Also, if you have shore power available, you can just let the battery in and plugged in all the time. I do this, and never have had an issue with draining or freezing over winter. Just remember to check the electrolyte level every so often.

Steve


----------



## brenda (Jan 3, 2007)

Yep, I checked this morning traced the wires and sure enough the white is ground, blew both 40 Amp Fuses. Checked with a couple of local hardware/auto stores, the biggest they had was 30 Amp, will have to take a 20 mile ride the an RV store I guess to get a couple, and a couple of extra's. All else appears to be okay. 
Duh on me I guess, all of our other RV's had the black wire as ground. Oh well like some have said, lessons learned. 
Thanks again,
Bill


----------



## egregg57 (Feb 13, 2006)

brenda said:


> Yep, I checked this morning traced the wires and sure enough the white is ground, blew both 40 Amp Fuses. Checked with a couple of local hardware/auto stores, the biggest they had was 30 Amp, will have to take a 20 mile ride the an RV store I guess to get a couple, and a couple of extra's. All else appears to be okay.
> Duh on me I guess, all of our other RV's had the black wire as ground. Oh well like some have said, lessons learned.
> Thanks again,
> Bill


 Happens to the best of us Bill!

Eric


----------



## Insomniak (Jul 7, 2006)

brenda said:


> Duh on me I guess, all of our other RV's had the black wire as ground. Oh well like some have said, lessons learned.
> Thanks again,
> Bill


Mine have ranged from Duh to Duhhhhhhhhhhhh - like when I drilled a hole in the top of the gray tank in our old trailer.

Welcome to the club !!


----------



## brenda (Jan 3, 2007)

Insomniak said:


> Duh on me I guess, all of our other RV's had the black wire as ground. Oh well like some have said, lessons learned.
> Thanks again,
> Bill


Mine have ranged from Duh to Duhhhhhhhhhhhh - like when I drilled a hole in the top of the gray tank in our old trailer.

Welcome to the club !!
[/quote]

Did that before in our RV before last. Was repairing the lower awing bracket and drilled through the cold water line under the sink. What a mess HA!
Anyway, I replaced the 40 amp fuses, reset all the breakers, the stereo will show the letters for AM and no backlight, when I push the power button or try and change from AM to FM the screen goes blank.

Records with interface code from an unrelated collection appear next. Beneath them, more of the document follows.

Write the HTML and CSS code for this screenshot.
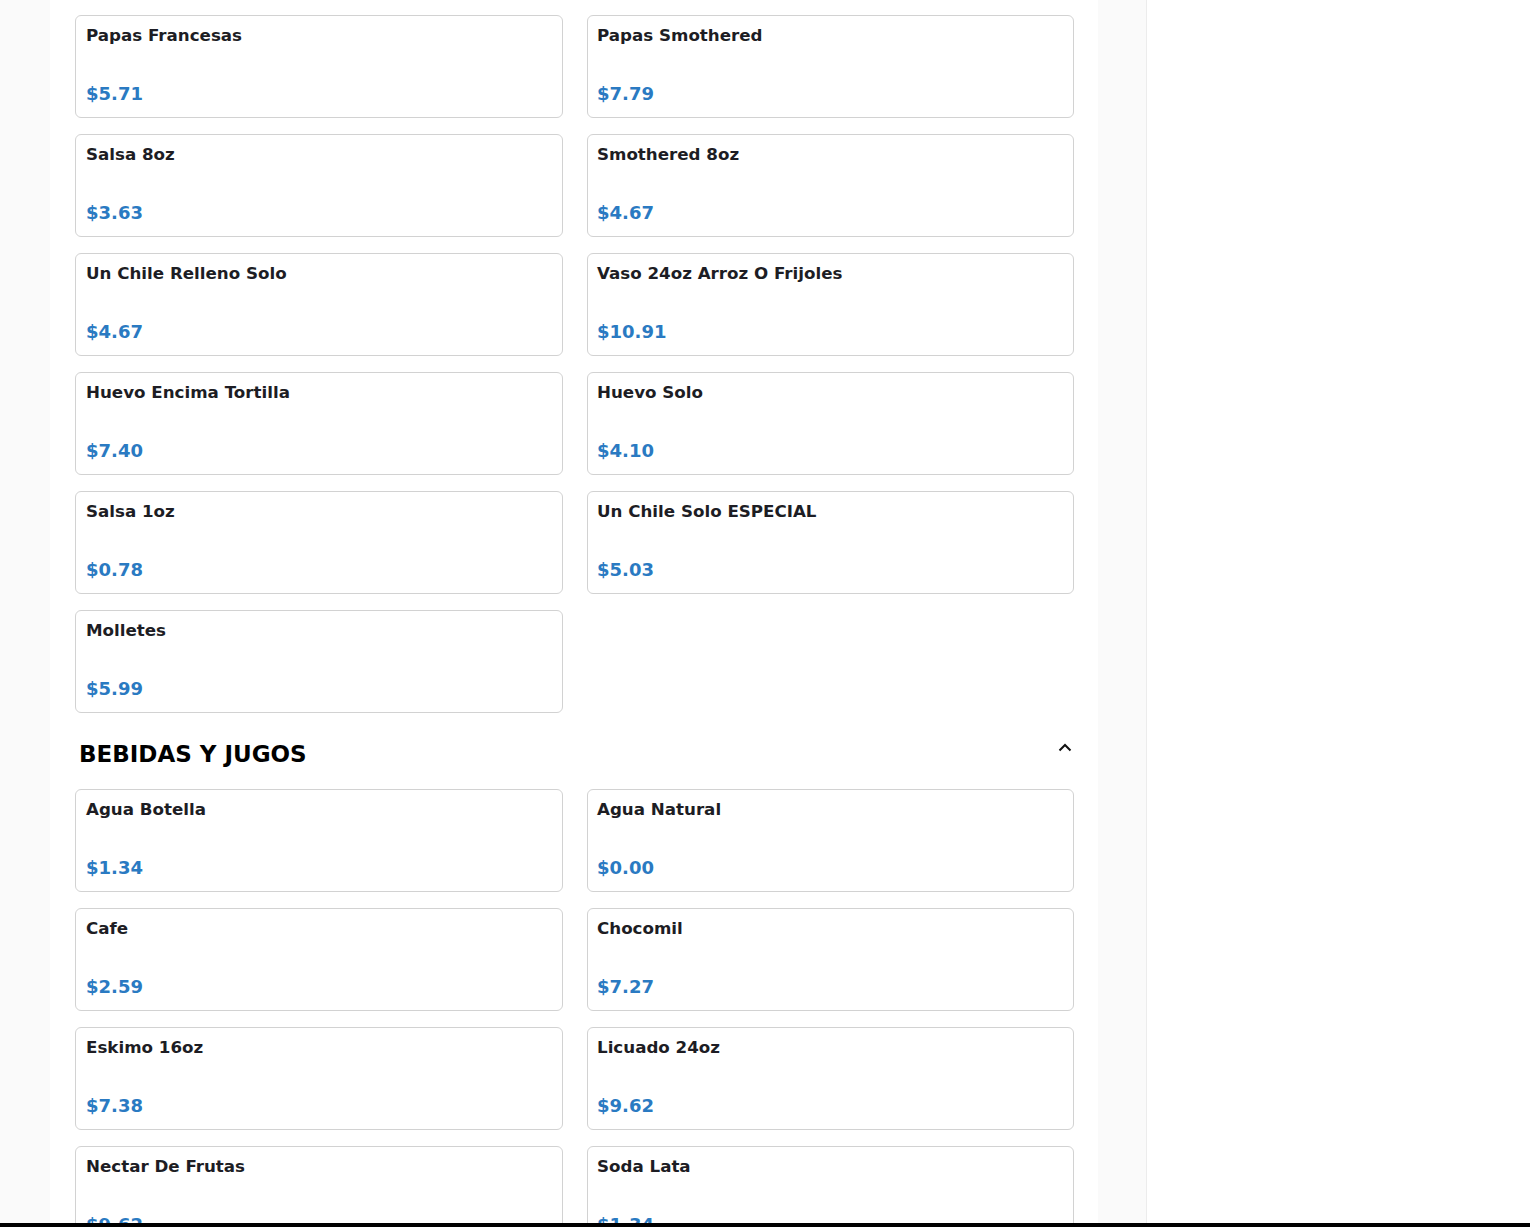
FILE: index.html
```html
<!DOCTYPE html>
<html lang="es">
  <head>
    <meta charset="UTF-8" />
    <meta name="viewport" content="width=device-width, initial-scale=1.0" />
    <title>Menu</title>
    <link rel="stylesheet" href="styles.css">
  </head>
  <body>
    <div class="page">
      <main class="menu-column">
        <div class="menu-panel">
          <div class="item-grid">
            <div class="item-card"><div class="item-name">Papas Francesas</div><div class="item-price">$5.71</div></div>
            <div class="item-card"><div class="item-name">Papas Smothered</div><div class="item-price">$7.79</div></div>
            <div class="item-card"><div class="item-name">Salsa 8oz</div><div class="item-price">$3.63</div></div>
            <div class="item-card"><div class="item-name">Smothered 8oz</div><div class="item-price">$4.67</div></div>
            <div class="item-card"><div class="item-name">Un Chile Relleno Solo</div><div class="item-price">$4.67</div></div>
            <div class="item-card"><div class="item-name">Vaso 24oz Arroz O Frijoles</div><div class="item-price">$10.91</div></div>
            <div class="item-card"><div class="item-name">Huevo Encima Tortilla</div><div class="item-price">$7.40</div></div>
            <div class="item-card"><div class="item-name">Huevo Solo</div><div class="item-price">$4.10</div></div>
            <div class="item-card"><div class="item-name">Salsa 1oz</div><div class="item-price">$0.78</div></div>
            <div class="item-card"><div class="item-name">Un Chile Solo ESPECIAL</div><div class="item-price">$5.03</div></div>
            <div class="item-card"><div class="item-name">Molletes</div><div class="item-price">$5.99</div></div>
          </div>

          <div class="section-header">
            <h2>BEBIDAS Y JUGOS</h2>
            <svg class="chevron" width="16" height="16" viewBox="0 0 16 16" fill="none" stroke="#111" stroke-width="2">
              <path d="M2.5 10.5 L8 5 L13.5 10.5" />
            </svg>
          </div>

          <div class="item-grid">
            <div class="item-card"><div class="item-name">Agua Botella</div><div class="item-price">$1.34</div></div>
            <div class="item-card"><div class="item-name">Agua Natural</div><div class="item-price">$0.00</div></div>
            <div class="item-card"><div class="item-name">Cafe</div><div class="item-price">$2.59</div></div>
            <div class="item-card"><div class="item-name">Chocomil</div><div class="item-price">$7.27</div></div>
            <div class="item-card"><div class="item-name">Eskimo 16oz</div><div class="item-price">$7.38</div></div>
            <div class="item-card"><div class="item-name">Licuado 24oz</div><div class="item-price">$9.62</div></div>
            <div class="item-card"><div class="item-name">Nectar De Frutas</div><div class="item-price">$9.62</div></div>
            <div class="item-card"><div class="item-name">Soda Lata</div><div class="item-price">$1.34</div></div>
          </div>
        </div>
      </main>
      <aside class="side"></aside>
    </div>
    <div class="bottom-bar"></div>
  </body>
</html>
```

FILE: styles.css
```css
body {
  font-family: "DejaVu Sans", sans-serif;
  margin: 0;
  background-color: #ffffff;
  overflow: hidden;
}

.page {
  display: flex;
  min-height: 100vh;
}

.menu-column {
  width: 1146px;
  flex-shrink: 0;
  background-color: #fafafa;
  border-right: 1px solid #ececec;
}

.menu-panel {
  margin-left: 50px;
  width: 1048px;
  box-sizing: border-box;
  padding: 15px 24px 40px 25px;
  background-color: #ffffff;
  min-height: 100vh;
}

.side {
  flex: 1;
}

.item-grid {
  display: grid;
  grid-template-columns: 488px 487px;
  column-gap: 24px;
  row-gap: 16px;
}

.item-card {
  height: 103px;
  box-sizing: border-box;
  border: 1px solid #d2d2d2;
  border-radius: 6px;
  padding: 9px 10px 12px;
  display: flex;
  flex-direction: column;
  justify-content: space-between;
}

.item-grid .item-card:nth-child(even) {
  padding-left: 9px;
}

.item-name {
  font-size: 16.7px;
  font-weight: bold;
  line-height: 21px;
  color: #1d1d24;
}

.item-price {
  font-size: 18px;
  font-weight: bold;
  line-height: 22px;
  color: #2a7ac2;
}

.section-header {
  display: flex;
  justify-content: space-between;
  align-items: flex-start;
  margin: 23px 0 16px;
  padding: 0 1px 0 4px;
  height: 37px;
}

.section-header h2 {
  margin: 0;
  font-size: 23px;
  line-height: 37px;
  color: #000000;
}

.chevron {
  margin-top: 4px;
}

.bottom-bar {
  position: fixed;
  left: 0;
  right: 0;
  bottom: 0;
  height: 4px;
  background-color: #000000;
}
```
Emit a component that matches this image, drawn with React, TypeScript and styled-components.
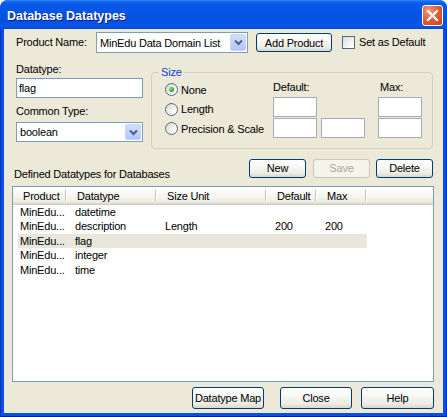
import React from "react";
import styled, { createGlobalStyle } from "styled-components";

const Global = createGlobalStyle`
  html, body { margin: 0; padding: 0; background: #ffffff; }
  body { font-family: "Liberation Sans", Arial, sans-serif; font-size: 11px; color: #000; letter-spacing: -0.2px; }
  * { box-sizing: border-box; }
`;

const Window = styled.div`
  width: 447px;
  height: 417px;
  display: flex;
  flex-direction: column;
  border-radius: 8px 8px 0 0;
  overflow: hidden;
  background: #0a4fdf;
`;

const TitleBar = styled.div`
  height: 29px;
  flex: none;
  display: flex;
  justify-content: space-between;
  align-items: flex-start;
  padding: 0 4px 0 7px;
  background: linear-gradient(
    180deg,
    #3d8cf7 0%,
    #1a6cf5 4%,
    #0a5ae9 12%,
    #0654e4 45%,
    #0552e2 75%,
    #0a56e6 90%,
    #0847d3 100%
  );
`;

const Title = styled.div`
  padding-top: 9px;
  color: #ffffff;
  font-weight: bold;
  font-size: 12.5px;
  letter-spacing: 0;
  text-shadow: 1px 1px 0 #0a1a8a;
`;

const CloseButton = styled.div`
  margin-top: 5px;
  width: 21px;
  height: 21px;
  border: 1px solid #ffffff;
  border-radius: 3px;
  background: radial-gradient(circle at 30% 25%, #f19a7e 0%, #e2603f 45%, #c9401d 100%);
  display: flex;
  align-items: center;
  justify-content: center;
`;

const Frame = styled.div`
  flex: 1;
  display: flex;
  padding: 0 4px 4px;
  background: #0a4fdf;
  box-shadow: inset 1px 0 #0630c0, inset -1px 0 #0630c0, inset 0 -1px #00208f;
`;

const Client = styled.div`
  flex: 1;
  display: flex;
  flex-direction: column;
  background: #ece9d8;
  padding: 3px 9px 4px 8px;
`;

const TopRow = styled.div`
  display: flex;
  align-items: center;
  height: 21px;
  padding-left: 4px;
`;

const Label = styled.span<{ $w?: number }>`
  display: block;
  line-height: 13px;
  white-space: nowrap;
  ${(p) => (p.$w ? `width: ${p.$w}px; flex: none;` : "")}
`;

const Combo = styled.div<{ $w: number; $h: number }>`
  width: ${(p) => p.$w}px;
  height: ${(p) => p.$h}px;
  flex: none;
  display: flex;
  align-items: stretch;
  border: 1px solid #7f9db9;
  background: #ffffff;
`;

const ComboText = styled.span`
  flex: 1;
  align-self: center;
  padding-left: 3px;
  white-space: nowrap;
  overflow: hidden;
`;

const ComboArrow = styled.span`
  width: 16px;
  margin: 1px;
  border-radius: 2px;
  border: 1px solid #c6d5f9;
  background: linear-gradient(180deg, #d3defc 0%, #c2d2fb 50%, #b2c6f6 100%);
  display: flex;
  align-items: center;
  justify-content: center;
`;

const Button = styled.div<{ $w: number; $h: number; $disabled?: boolean; $ml?: number }>`
  width: ${(p) => p.$w}px;
  height: ${(p) => p.$h}px;
  flex: none;
  margin-left: ${(p) => p.$ml ?? 0}px;
  display: flex;
  align-items: center;
  justify-content: center;
  white-space: nowrap;
  border-radius: 3px;
  border: 1px solid ${(p) => (p.$disabled ? "#c9c7ba" : "#003c74")};
  color: ${(p) => (p.$disabled ? "#aca899" : "#000000")};
  background: ${(p) =>
    p.$disabled
      ? "#f5f4ea"
      : "linear-gradient(180deg, #ffffff 0%, #f7f7f3 40%, #ecebe4 80%, #d9d5c9 100%)"};
`;

const CheckWrap = styled.div`
  display: flex;
  align-items: center;
  gap: 4px;
  margin-left: 10px;
`;

const CheckBox = styled.span`
  width: 13px;
  height: 13px;
  flex: none;
  border: 1px solid #4e6a8a;
  background: linear-gradient(135deg, #dcdcd7 0%, #f4f4f0 60%, #ffffff 100%);
`;

const MidRow = styled.div`
  display: flex;
  align-items: flex-start;
  gap: 8px;
  margin-top: 8px;
  padding-left: 4px;
`;

const LeftCol = styled.div`
  width: 127px;
  flex: none;
  display: flex;
  flex-direction: column;
  padding-top: 2px;
`;

const TextBox = styled.div<{ $h?: number }>`
  height: ${(p) => p.$h ?? 20}px;
  border: 1px solid #7f9db9;
  background: #ffffff;
  display: flex;
  align-items: center;
  padding-left: 2px;
`;

const Spacer = styled.div<{ $h: number }>`
  height: ${(p) => p.$h}px;
  flex: none;
`;

const Group = styled.fieldset`
  width: 282px;
  flex: none;
  margin: 5px 0 0 0;
  padding: 0 10px 9px 7px;
  border: 1px solid #d0d0bf;
  border-radius: 4px;
  min-width: 0;
`;

const Legend = styled.legend`
  padding: 0 2px;
  margin: 0;
  line-height: 13px;
  color: #0046d5;
`;

const GroupBody = styled.div`
  display: flex;
  align-items: flex-start;
  padding-left: 6px;
`;

const RadioCol = styled.div`
  width: 108px;
  flex: none;
  display: flex;
  flex-direction: column;
  padding-top: 1px;
`;

const RadioRow = styled.div`
  height: 19.5px;
  display: flex;
  align-items: center;
  gap: 3px;
  white-space: nowrap;
`;

const RadioDot = styled.span<{ $checked?: boolean }>`
  width: 13px;
  height: 13px;
  flex: none;
  border-radius: 50%;
  border: 1px solid #4e6a8a;
  background: linear-gradient(135deg, #d6d6d0 0%, #f2f2ee 55%, #ffffff 100%);
  display: flex;
  align-items: center;
  justify-content: center;
  &::after {
    content: "";
    display: ${(p) => (p.$checked ? "block" : "none")};
    width: 5px;
    height: 5px;
    border-radius: 50%;
    background: radial-gradient(circle at 35% 35%, #8ee88e 0%, #3cb33c 50%, #1d8f1d 100%);
  }
`;

const InputsGrid = styled.div`
  display: grid;
  grid-template-columns: 44px 4px 44px 13px 44px;
  grid-template-rows: auto 20px 20px;
  row-gap: 1px;
  padding-top: 2px;
`;

const GridLabel = styled.span<{ $col: number; $ml?: number }>`
  grid-row: 1;
  grid-column: ${(p) => p.$col};
  line-height: 13px;
  margin-bottom: 2px;
  margin-left: ${(p) => p.$ml ?? 0}px;
  white-space: nowrap;
`;

const GridInput = styled.div<{ $row: number; $col: number }>`
  grid-row: ${(p) => p.$row};
  grid-column: ${(p) => p.$col};
  border: 1px solid #a5acb2;
  background: #ffffff;
`;

const ListBar = styled.div`
  display: flex;
  align-items: flex-start;
  height: 19px;
  margin-top: 10px;
  padding: 0 1px 0 2px;
`;

const ListBarLabel = styled.span`
  flex: 1;
  margin-top: 9px;
  line-height: 13px;
  white-space: nowrap;
`;

const List = styled.div`
  flex: 1;
  min-height: 0;
  margin-top: 8px;
  border: 1px solid #7f9db9;
  background: #ffffff;
  display: flex;
  flex-direction: column;
  overflow: hidden;
`;

const Header = styled.div`
  height: 18px;
  flex: none;
  display: flex;
  background: linear-gradient(180deg, #ffffff 0%, #f6f5ef 50%, #eeede4 80%, #e2ded3 90%, #cbc7b8 100%);
`;

const HeaderCell = styled.div<{ $w: number }>`
  width: ${(p) => p.$w}px;
  flex: none;
  position: relative;
  display: flex;
  align-items: center;
  padding-left: 10px;
  white-space: nowrap;
  &::after {
    content: "";
    position: absolute;
    right: 1px;
    top: 3px;
    bottom: 4px;
    width: 1px;
    background: #c7c5b2;
    box-shadow: 1px 0 0 #ffffff;
  }
`;

const Rows = styled.div`
  display: flex;
  flex-direction: column;
`;

const Row = styled.div<{ $selected?: boolean }>`
  display: grid;
  grid-template-columns: 49px 90px 110px 50px 50px;
  margin-left: 5px;
  width: 349px;
  height: 14.5px;
  line-height: 14.5px;
  background: ${(p) => (p.$selected ? "#e9e6dc" : "transparent")};
`;

const Cell = styled.span<{ $first?: boolean }>`
  padding-left: ${(p) => (p.$first ? 2 : 8)}px;
  white-space: nowrap;
  overflow: hidden;
`;

const BottomRow = styled.div`
  display: flex;
  justify-content: flex-end;
  margin-top: 5px;
`;

const Chevron = () => (
  <svg width="9" height="7" viewBox="0 0 9 7">
    <path d="M1 1.5 L4.5 5 L8 1.5" fill="none" stroke="#4d6185" strokeWidth="2" />
  </svg>
);

const CloseX = () => (
  <svg width="13" height="13" viewBox="0 0 13 13">
    <path d="M2 2 L11 11 M11 2 L2 11" stroke="#ffffff" strokeWidth="2.2" strokeLinecap="square" />
  </svg>
);

const rows = [
  { product: "MinEdu...", type: "datetime", unit: "", def: "", max: "" },
  { product: "MinEdu...", type: "description", unit: "Length", def: "200", max: "200" },
  { product: "MinEdu...", type: "flag", unit: "", def: "", max: "", selected: true },
  { product: "MinEdu...", type: "integer", unit: "", def: "", max: "" },
  { product: "MinEdu...", type: "time", unit: "", def: "", max: "" },
];

export default function App() {
  return (
    <>
      <Global />
      <Window>
        <TitleBar>
          <Title>Database Datatypes</Title>
          <CloseButton>
            <CloseX />
          </CloseButton>
        </TitleBar>
        <Frame>
          <Client>
            <TopRow>
              <Label $w={80}>Product Name:</Label>
              <Combo $w={152} $h={21}>
                <ComboText>MinEdu Data Domain List</ComboText>
                <ComboArrow>
                  <Chevron />
                </ComboArrow>
              </Combo>
              <Button $w={76} $h={19} $ml={8}>
                Add Product
              </Button>
              <CheckWrap>
                <CheckBox />
                <Label>Set as Default</Label>
              </CheckWrap>
            </TopRow>

            <MidRow>
              <LeftCol>
                <Label>Datatype:</Label>
                <Spacer $h={2} />
                <TextBox>flag</TextBox>
                <Spacer $h={7} />
                <Label>Common Type:</Label>
                <Spacer $h={4} />
                <Combo $w={127} $h={20}>
                  <ComboText>boolean</ComboText>
                  <ComboArrow>
                    <Chevron />
                  </ComboArrow>
                </Combo>
              </LeftCol>
              <Group>
                <Legend>Size</Legend>
                <GroupBody>
                  <RadioCol>
                    <RadioRow>
                      <RadioDot $checked />
                      None
                    </RadioRow>
                    <RadioRow>
                      <RadioDot />
                      Length
                    </RadioRow>
                    <RadioRow>
                      <RadioDot />
                      Precision &amp; Scale
                    </RadioRow>
                  </RadioCol>
                  <InputsGrid>
                    <GridLabel $col={1}>Default:</GridLabel>
                    <GridLabel $col={5} $ml={2}>
                      Max:
                    </GridLabel>
                    <GridInput $row={2} $col={1} />
                    <GridInput $row={2} $col={5} />
                    <GridInput $row={3} $col={1} />
                    <GridInput $row={3} $col={3} />
                    <GridInput $row={3} $col={5} />
                  </InputsGrid>
                </GroupBody>
              </Group>
            </MidRow>

            <ListBar>
              <ListBarLabel>Defined Datatypes for Databases</ListBarLabel>
              <Button $w={57} $h={19}>
                New
              </Button>
              <Button $w={57} $h={19} $ml={7} $disabled>
                Save
              </Button>
              <Button $w={57} $h={19} $ml={6}>
                Delete
              </Button>
            </ListBar>

            <List>
              <Header>
                <HeaderCell $w={54}>Product</HeaderCell>
                <HeaderCell $w={90}>Datatype</HeaderCell>
                <HeaderCell $w={110}>Size Unit</HeaderCell>
                <HeaderCell $w={50}>Default</HeaderCell>
                <HeaderCell $w={50}>Max</HeaderCell>
              </Header>
              <Rows>
                {rows.map((r) => (
                  <Row key={r.type} $selected={r.selected}>
                    <Cell $first>{r.product}</Cell>
                    <Cell>{r.type}</Cell>
                    <Cell>{r.unit}</Cell>
                    <Cell>{r.def}</Cell>
                    <Cell>{r.max}</Cell>
                  </Row>
                ))}
              </Rows>
            </List>

            <BottomRow>
              <Button $w={72} $h={22}>
                Datatype Map
              </Button>
              <Button $w={72} $h={22} $ml={16}>
                Close
              </Button>
              <Button $w={73} $h={22} $ml={9}>
                Help
              </Button>
            </BottomRow>
          </Client>
        </Frame>
      </Window>
    </>
  );
}
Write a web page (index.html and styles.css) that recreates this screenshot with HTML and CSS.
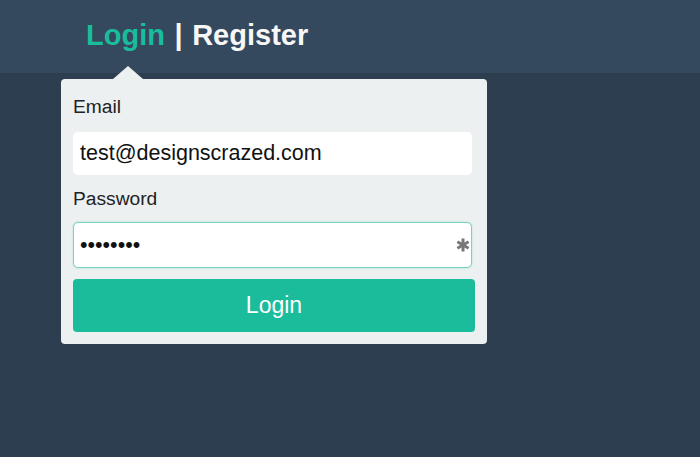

I took the jenson stereo cover off and pushed the reset button. The red light on the main body of the stereo is flashing when I first remove the front stereo cover. When I push the reset button stereo the red light goes out. I hold the reset button in for 5 seconds like the Jenson manual says to do, as soon as I release the reset button, the red light starts to flash again. When I first put the front cover back on, again I see the letters on the display with no back light, and again they'll go away when I push the stereo power button of try to change from AM to FM. I checked the stereo 15 AMP fuse and it is good. I even try to reset the GFI breaker in the bathroom. Any ideas?Just went out and tried again, no luck, I also noticed one other thing, I'm connected to house power and the battery indicator is only reading 2/3 full charge, that should be reading full!! At least all the other RV's we've had were that way








Sorry for double posting before, but wasn't exactly sure where to post the problem.
Thanks,
Bill


----------



## brenda (Jan 3, 2007)

Got it!!! Finally pulled the radio out and replaced the fuse in the radio. yep it was blown too.
Anyway back to normal!! Sound is all now back. Thanks for all the advice patience and understanding. I need to do a couple of things, read the manuals more closely and pay more attention to things you suggest, I mean Jim said to check the radio fuse. So I need to pay attention!!!

Thanks again,








Bill


----------



## Oregon_Camper (Sep 13, 2004)

Sorry to hear about the wiring mix up....we've all done things like this.


----------